The process I use to create the neighborhood estimates, areal weighted interpolation, introduces some area because it assumes that individuals are evenly spread throughout the source features. Imagine a census tract that is evenly split between a residential area and a commercial area with no residential population. Areal weighted interpolation isn't capable of estimating this level of complexity - it assumes that half the people live in the the commercial area. So, it isn't perfect. It is the simplest approach and the most common for estimating data for overlapping but incongruent spatial features. This approach therefore also introduces noise into the estimates.
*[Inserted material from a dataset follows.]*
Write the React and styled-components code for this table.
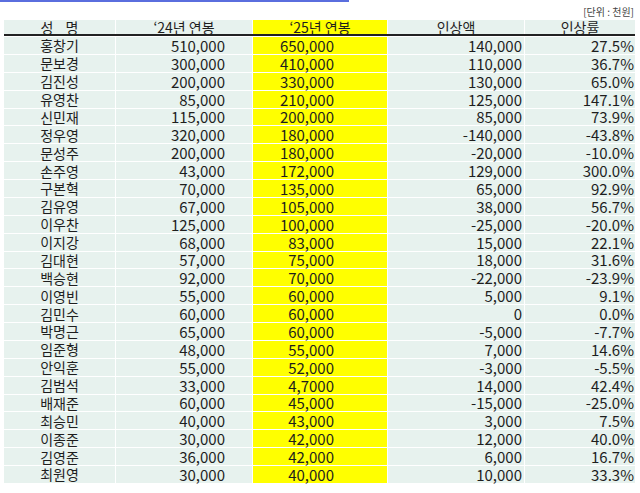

Once particular note is that the neighborhood data used for estimates have had six parks removed from them. This reduces the amount of error in the estimation by not allowing anyone to be counted as a resident of the areas covered Carondelet Park, Tower Grove Park, Forest Park, Fairground Park, Penrose Park, O'Fallon Park, Belfontaine/Calvary Cemetery, Missouri Botanical Garden, and Wilmore Park.
- The American Community Survey 5-year estimates are pooled over a period of 5 years, so they are the most reliable of the 5-year estimates but the least current. Some analysts use the midpoint year (so 2013-2017's 5 year estimate midpoint year would be 2014) as the "actual year" that these data represent for this reason.
- The ACS are different than Decennial Census values - the ACS estimates come with a margin of error that represents the number of individuals (plus or minus) the population value may be off by. Each margin of error variable has a
_m
suffix.
So, bottom line, these data are not census data but rather population estimates, which have been used to produce neighborhood-level estimates. At each level of abstraction, then, there is going to be some error. They're therefore indicative of trends but fundamentally different than then decennial census data.